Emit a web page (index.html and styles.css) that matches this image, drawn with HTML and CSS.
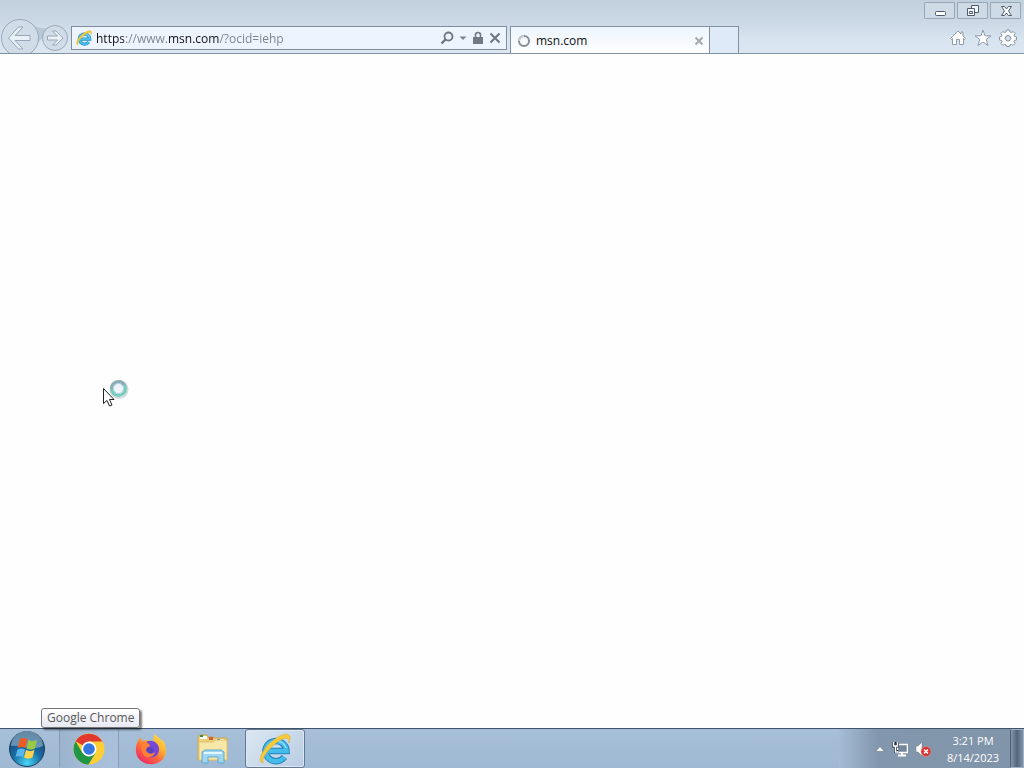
FILE: index.html
```html
<!DOCTYPE html>
<html lang="en">
<head>
    <meta charset="UTF-8">
    <meta name="viewport" content="width=device-width, initial-scale=1.0">
    <title>msn.com</title>
    <link rel="stylesheet" href="styles.css">
</head>
<body>
    <!-- Shared logo, used in the address bar and in the taskbar -->
    <svg class="symbols" aria-hidden="true">
        <symbol id="ie-logo" viewBox="0 0 32 32">
            <path d="M9 18h18.500A10.500 10 0 1 0 25.500 24" fill="none" stroke="#2383bd" stroke-width="6.500"/>
            <path d="M9 18h18.500A10.500 10 0 1 0 25.500 24" fill="none" stroke="#45bdec" stroke-width="4.500"/>
            <path d="M8 14c2-4 6-6 10-6 4 0 8 3 9 7" fill="none" stroke="#8edcf7" stroke-width="1.500"/>
            <path d="M4 30C-3 29 4 15 14 7.500 22 1 32-2 31 6l-1 4c1-7-5-5-10-2C11 14 2 25 4 30z" fill="#f6cb3a" stroke="#d9a321" stroke-width=".5"/>
        </symbol>
    </svg>

    <header class="browser-bar">
        <nav class="history">
            <button class="back" aria-label="Back">
                <svg width="40" height="40" viewBox="0 0 40 40">
                    <path d="M32 6c4 4 8 4 15 4l-5 10-4 5z" fill="#b9c8d7"/>
                    <circle cx="20" cy="20" r="18.500" fill="#d0dce7" stroke="#9ba9b8"/>
                    <path d="M18.500 9H23l-8 8.500h15v5H15l8 8.500h-4.500L8.500 20z" fill="#e9f0f6" stroke="#98a6b5" stroke-linejoin="round"/>
                </svg>
            </button>
            <button class="forward" aria-label="Forward">
                <svg width="28" height="28" viewBox="0 0 28 28">
                    <circle cx="14" cy="14" r="12.500" fill="#d0dce7" stroke="#9ba9b8"/>
                    <path d="M15 7h-3.500l5 5H6.500v4h10l-5 5H15l7-7z" fill="#e9f0f6" stroke="#98a6b5" stroke-linejoin="round"/>
                </svg>
            </button>
        </nav>

        <div class="window-buttons">
            <button aria-label="Minimize">
                <svg width="16" height="14" viewBox="0 0 16 14"><rect x="3.500" y="7.500" width="10" height="4" rx="1" fill="#fff" stroke="#4f5a6c"/></svg>
            </button>
            <button aria-label="Restore">
                <svg width="16" height="14" viewBox="0 0 16 14" fill="#f4f7fa" stroke="#4f5a6c"><path d="M6.500 1.500h7v7h-7z"/><path d="M2.500 4.500h7v7h-7z"/><path d="M4.500 7.500h3v2h-3z"/></svg>
            </button>
            <button aria-label="Close">
                <svg width="16" height="14" viewBox="0 0 16 14"><path d="M3.500 2.500h3L8.500 5l2-2.500h3L10.500 7l3 4.500h-3L8.500 9l-2 2.500h-3l3-4.500z" fill="#fff" stroke="#4f5a6c" stroke-linejoin="round"/></svg>
            </button>
        </div>

        <form class="address">
            <svg width="16" height="16" aria-hidden="true"><use href="#ie-logo"/></svg>
            <input type="text" class="url" aria-label="Address" value="https://www.msn.com/?ocid=iehp" spellcheck="false">
            <button type="button" aria-label="Search">
                <svg width="14" height="14" viewBox="0 0 14 14" fill="none" stroke="#6d757d"><circle cx="8.500" cy="5.500" r="4" stroke-width="1.800"/><path d="M5.500 8.500 1.500 12.500" stroke-width="2.400"/></svg>
            </button>
            <button type="button" aria-label="Show address list">
                <svg width="8" height="14" viewBox="0 0 8 14"><path d="M.5 5.500h7L4 9z" fill="#7b838b"/></svg>
            </button>
            <button type="button" aria-label="Security report">
                <svg width="12" height="14" viewBox="0 0 12 14"><path d="M3.500 7V4a2.500 2.500 0 0 1 5 0v3" fill="none" stroke="#727981" stroke-width="1.600"/><rect x="1" y="6" width="10" height="7" fill="#727981"/></svg>
            </button>
            <button type="button" aria-label="Stop">
                <svg width="12" height="14" viewBox="0 0 12 14"><path d="M1.500 2.500l9 9M10.500 2.500l-9 9" stroke="#6d757d" stroke-width="2"/></svg>
            </button>
        </form>

        <div class="tab-row">
            <div class="tab">
                <svg width="14" height="14" viewBox="0 0 14 14" fill="none" stroke-width="2" aria-hidden="true"><circle cx="7" cy="7" r="5" stroke="#858c93"/><path d="M2 7a5 5 0 0 1 5-5" stroke="#c3cad0"/></svg>
                <span>msn.com</span>
                <button aria-label="Close tab">
                    <svg width="10" height="10" viewBox="0 0 10 10"><path d="M1.500 1.500l7 7M8.500 1.500l-7 7" stroke="#a4a8ad" stroke-width="2"/></svg>
                </button>
            </div>
            <button class="new-tab" aria-label="New tab"></button>
            <div class="tools">
                <button aria-label="Home">
                    <svg width="18" height="18" viewBox="0 0 18 18" fill="#fff" stroke="#8e9cab" stroke-linejoin="round"><path d="M1.500 9.500 9 2l3 3V3h2v4l2.500 2.500-1 1-1-1v6h-4v-5h-3v5h-4v-6l-1 1z"/></svg>
                </button>
                <button aria-label="Favorites">
                    <svg width="18" height="18" viewBox="0 0 18 18" fill="#fff" stroke="#8e9cab" stroke-linejoin="round"><path d="M9 1l2 5.800h6l-4.800 3.700 1.800 6L9 13l-5 3.500 1.800-6L1 6.800h6z"/></svg>
                </button>
                <button aria-label="Tools">
                    <svg width="18" height="18" viewBox="0 0 18 18" fill="#fff" stroke="#8494a2" stroke-linejoin="round"><path d="M7.500 1h3l.5 2 1.300.6 1.800-1.100 2 2L15 6.300l.5 1.200 2 .5v2.900l-2 .5-.5 1.200 1.100 1.800-2 2-1.800-1.100-1.300.6-.5 1.600h-3L7 15.900l-1.300-.6-1.800 1.100-2-2L3 12.600l-.5-1.200-2-.5V8l2-.5L3 6.300 1.900 4.500l2-2 1.800 1.100L7 3z"/><circle cx="9" cy="9.300" r="2.700" fill="#d3e0ec"/></svg>
                </button>
            </div>
        </div>
    </header>

    <main class="page">
        <div class="busy-pointer">
            <svg width="28" height="30" viewBox="0 0 28 30" aria-hidden="true">
                <circle cx="17" cy="10.500" r="8.500" fill="none" stroke="#d3dadc" stroke-width="2"/>
                <circle cx="16.500" cy="9.500" r="7" fill="#eef4f9" stroke="#72cdbb" stroke-width="3"/>
                <path d="M9.500 10a7 7 0 0 1 13-4" fill="none" stroke="#91a9b5" stroke-width="2.500"/>
                <circle cx="16.500" cy="9.500" r="5" fill="none" stroke="#b5c9e2"/>
                <path d="M1.500 9.500v15l3.500-3 2.500 5.500 2.500-1-2.500-5.500h4.500z" fill="#fff" stroke="#222"/>
            </svg>
        </div>
    </main>

    <footer class="taskbar">
        <button class="start" aria-label="Start">
            <svg width="38" height="38" viewBox="0 0 38 38">
                <defs>
                    <radialGradient id="orb" cx=".5" cy=".9" r=".9">
                        <stop offset="0" stop-color="#46d6f4"/>
                        <stop offset=".45" stop-color="#1a6da8"/>
                        <stop offset="1" stop-color="#153d63"/>
                    </radialGradient>
                </defs>
                <circle cx="19" cy="19" r="17.500" fill="url(#orb)" stroke="#1c3e5c"/>
                <path d="M3 16a16 15 0 0 1 32 0c-10 5-22-2-32 0z" fill="#a8c6da" opacity=".55"/>
                <path d="M12 9c3-1.500 5-1 7.500 0l-2 9c-3-1.500-5-1.500-8 0z" fill="#ee5b25"/>
                <path d="M20.500 10c3 1.500 5 1.500 8.500 0l-2 8.500c-3 1.500-5 1.500-8.500 0z" fill="#9cc942"/>
                <path d="M9.500 19.500c3-1.500 5-1.500 7.500 0l-2 7.500c-3-1.500-5-1.500-7.500 0z" fill="#58b7ee"/>
                <path d="M18 20c3 1.500 5 1.500 8.500 0l-2 7.500c-3 1.500-5 1.500-8.500 0z" fill="#ffd34a"/>
            </svg>
        </button>
        <div class="apps">
            <button class="app pinned" aria-label="Google Chrome" aria-describedby="chrome-tip">
                <svg width="32" height="32" viewBox="0 0 32 32">
                    <circle cx="16" cy="16" r="15.500" fill="#ffce35"/>
                    <path d="M16 16 2.600 8.200A15.500 15.500 0 0 1 29.400 8.500H16z" fill="#df3a2d"/>
                    <path d="M2.600 8.200A15.500 15.500 0 0 0 15.500 31.500L22.500 20 9.500 20z" fill="#229647"/>
                    <circle cx="16" cy="16" r="7.500" fill="#fff"/>
                    <circle cx="16" cy="16" r="5.800" fill="#3577df"/>
                </svg>
            </button>
            <button class="app" aria-label="Firefox">
                <svg width="32" height="32" viewBox="0 0 32 32">
                    <defs>
                        <linearGradient id="fox" x1=".85" y1="0" x2=".2" y2=".9">
                            <stop offset="0" stop-color="#ffe04a"/>
                            <stop offset=".4" stop-color="#ffae2e"/>
                            <stop offset=".65" stop-color="#ff6b3a"/>
                            <stop offset="1" stop-color="#ee2f62"/>
                        </linearGradient>
                    </defs>
                    <path d="M20 1c2 3 5 4 7 7l1-1c4 7 4 14 0 19-6 7-18 7-24 0C0 21 0 14 3 8l2-4 2 4 5-1 7 2c-1-3-1-5 1-8z" fill="url(#fox)"/>
                    <path d="M11 9c5-3 12 0 13 6 1 7-5 11-11 9-5-2-6-7-4-10l5-1z" fill="#7547d4"/>
                    <path d="M7 9c4-1 7 1 8 4-2 1-4 2-4 4 1 4 6 5 9 2-1 6-9 7-12 2-2-4-2-8-1-12z" fill="#ff8135"/>
                    <path d="M12 15c2-1 4-1 6 0 2 2 0 6-3 5-3 0-4-3-3-5z" fill="#5942be"/>
                </svg>
            </button>
            <button class="app" aria-label="Windows Explorer">
                <svg width="32" height="32" viewBox="0 0 32 32">
                    <path d="M1 4l1-2h8l1 2h5l1 1h13v22H1z" fill="#edcf76" stroke="#c7a750"/>
                    <path d="M3 3h7v3H3z" fill="#fff"/><path d="M3 2h3v2H3z" fill="#2a9851"/><path d="M12 4h4v3h-4z" fill="#d65c35"/><path d="M19 6h8v3h-8z" fill="#fff"/><path d="M20 6h3v1h-3z" fill="#337dbc"/>
                    <path d="M2 9h14l2-2h12v20H2z" fill="#f8e8a7" stroke="#dcc277"/>
                    <path d="M5 30V19l3-2h16l3 2v11h-6v-6H11v6z" fill="#9ed5f0" stroke="#5ea9d1"/>
                    <path d="M7 20h18" stroke="#e2f6ff" stroke-width="2"/>
                </svg>
            </button>
            <button class="app running" aria-label="Internet Explorer">
                <svg width="32" height="32"><use href="#ie-logo"/></svg>
            </button>
        </div>
        <div class="tray">
            <button aria-label="Show hidden icons">
                <svg width="10" height="6" viewBox="0 0 10 6"><path d="M.5 5.500 5 .5l4.500 5z" fill="#f3f8fc" stroke="#53687d" stroke-width=".5"/></svg>
            </button>
            <button aria-label="Network">
                <svg width="16" height="16" viewBox="0 0 16 16"><path d="M5.500 3.500h10v8h-10z" fill="#73869a" stroke="#fff" stroke-width="1.500"/><path d="M10 12v2M6 14.500h8" stroke="#fff" stroke-width="2"/><path d="M1.500 1v4h4V1M3.500 1v9.500h3" fill="none" stroke="#263546" stroke-width="3"/><path d="M1.500 1v4h4V1M3.500 5v6h3" fill="none" stroke="#fff" stroke-width="1.500"/></svg>
            </button>
            <button aria-label="Volume, muted">
                <svg width="16" height="16" viewBox="0 0 16 16"><path d="M1 5h2l4-4v14l-4-4H1z" fill="#fff" stroke="#657586" stroke-width=".5"/><circle cx="11" cy="10.500" r="5" fill="#d63532" stroke="#e78d8a" stroke-width=".7"/><path d="M9 8.500l4 4M13 8.500l-4 4" stroke="#fff" stroke-width="1.500"/></svg>
            </button>
            <time class="clock" datetime="2023-08-14T15:21"><span>3:21 PM</span><span>8/14/2023</span></time>
        </div>
        <button class="show-desktop" aria-label="Show desktop"></button>
        <div class="tooltip" id="chrome-tip" role="tooltip">Google Chrome</div>
    </footer>
</body>
</html>
```
FILE: styles.css
```css
* {
    box-sizing: border-box;
}

body {
    display: flex;
    flex-direction: column;
    min-height: 100vh;
    margin: 0;
    background-color: #fefefe;
    color: #111;
    font-family: "Open Sans", "Noto Sans", sans-serif;
    font-size: 12px;
    line-height: 16px;
}

button {
    display: flex;
    align-items: center;
    justify-content: center;
    flex: none;
    padding: 0;
    border: none;
    background: none;
}

svg {
    display: block;
    flex: none;
}

.symbols {
    position: absolute;
    width: 0;
    height: 0;
}

/* Browser bar */
.browser-bar {
    display: grid;
    grid-template-columns: 71px 436fr 517fr;
    grid-template-rows: 26px 27px;
    overflow: hidden;
    background: linear-gradient(#c2cfdd, #cbd8e5 40%, #d8e4f0 75%, #dbe6f1);
    border-bottom: 1px solid #8292a2;
}

.history {
    grid-row: 1 / 3;
    display: flex;
    align-items: center;
    gap: 1px;
    height: 40px;
    margin-top: 18px;
}

.back svg {
    overflow: visible;
}

.window-buttons {
    grid-column: 2 / 4;
    display: flex;
    justify-content: flex-end;
    gap: 2px;
    padding: 2px 3px 0 0;
}

.window-buttons button {
    width: 31px;
    height: 17px;
    border: 1px solid #98a6b6;
    border-radius: 1px;
    background-color: #cedae6;
}

.address {
    grid-column: 2;
    display: flex;
    align-items: center;
    gap: 5px;
    height: 24px;
    padding: 0 5px 0 4px;
    border: 1px solid #7e8d9f;
    background-color: #eef4fd;
}

/* The scheme and the domain stand out from the rest of the address */
.url {
    flex: 1;
    min-width: 0;
    height: 20px;
    margin-left: -1px;
    padding: 0;
    border: none;
    outline: none;
    background: linear-gradient(to right, #111 28px, #7c8288 28px, #7c8288 72px, #111 72px, #111 123px, #7c8288 123px);
    -webkit-background-clip: text;
    background-clip: text;
    color: transparent;
    caret-color: #111;
    font: inherit;
}

.tab-row {
    display: flex;
    min-width: 0;
    padding-left: 3px;
}

.tab {
    display: flex;
    align-items: center;
    gap: 5px;
    flex: 0 1 200px;
    min-width: 0;
    padding: 2px 5px 0 6px;
    border: 1px solid #8292a2;
    border-bottom: none;
    background: linear-gradient(#edf5fe, #fdfeff);
}

.tab span {
    flex: 1;
}

.new-tab {
    width: 29px;
    border: 1px solid #8292a2;
    border-width: 1px 1px 0 0;
    background-color: #dfeaf8;
}

.tools {
    display: flex;
    align-items: center;
    gap: 7px;
    height: 24px;
    margin-left: auto;
    padding-right: 7px;
}

/* Empty document while the page loads */
.page {
    position: relative;
    flex: 1;
}

.busy-pointer {
    position: absolute;
    left: 102px;
    top: 325px;
}

/* Taskbar */
.taskbar {
    position: relative;
    display: flex;
    height: 40px;
    background: linear-gradient(#a7bfd8, #9fb9d4);
    border-top: 1px solid #3f546b;
}

.start {
    width: 54px;
}

.apps {
    display: flex;
    flex: 1;
    gap: 2px;
    padding-left: 5px;
}

.app {
    width: 60px;
    border: 1px solid transparent;
}

.pinned {
    border-color: transparent #879db5;
    background: linear-gradient(to right, #9bb3cc, #a5bdd8 50%, #a9c1dc);
}

.running {
    border-color: #64798f;
    border-radius: 3px;
    background: linear-gradient(135deg, #dce7f2, #b9cde2);
    box-shadow: inset 0 0 0 1px #dae6f3;
}

.tray {
    display: flex;
    align-items: center;
    gap: 7px;
    padding: 0 2px 0 36px;
    background: linear-gradient(to right, #a4bcd6, #8296ad 40px, #8195aa);
}

.clock {
    display: flex;
    flex-direction: column;
    width: 70px;
    color: #fff;
    font-size: 11px;
    line-height: 17px;
    text-align: center;
}

.show-desktop {
    width: 14px;
    border: 1px solid #a1b1c2;
    border-left-color: #4d6074;
    background: linear-gradient(to right, #8496a9, #51667c 50%, #8294a8);
}

.tooltip {
    position: absolute;
    left: 41px;
    bottom: 40px;
    padding: 1px 5px;
    border: 1px solid #777;
    border-radius: 3px;
    background: linear-gradient(#fff, #e7e9f2);
    box-shadow: 2px 2px 2px rgba(0, 0, 0, 0.5);
    color: #575757;
}
```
- - - - - - -
## Aim of the exercise
Select, from the listing, all lines that include the word "index".

## Answer below
Emit a web page (index.html and styles.css) that matches this image, drawn with HTML and CSS.
FILE: index.html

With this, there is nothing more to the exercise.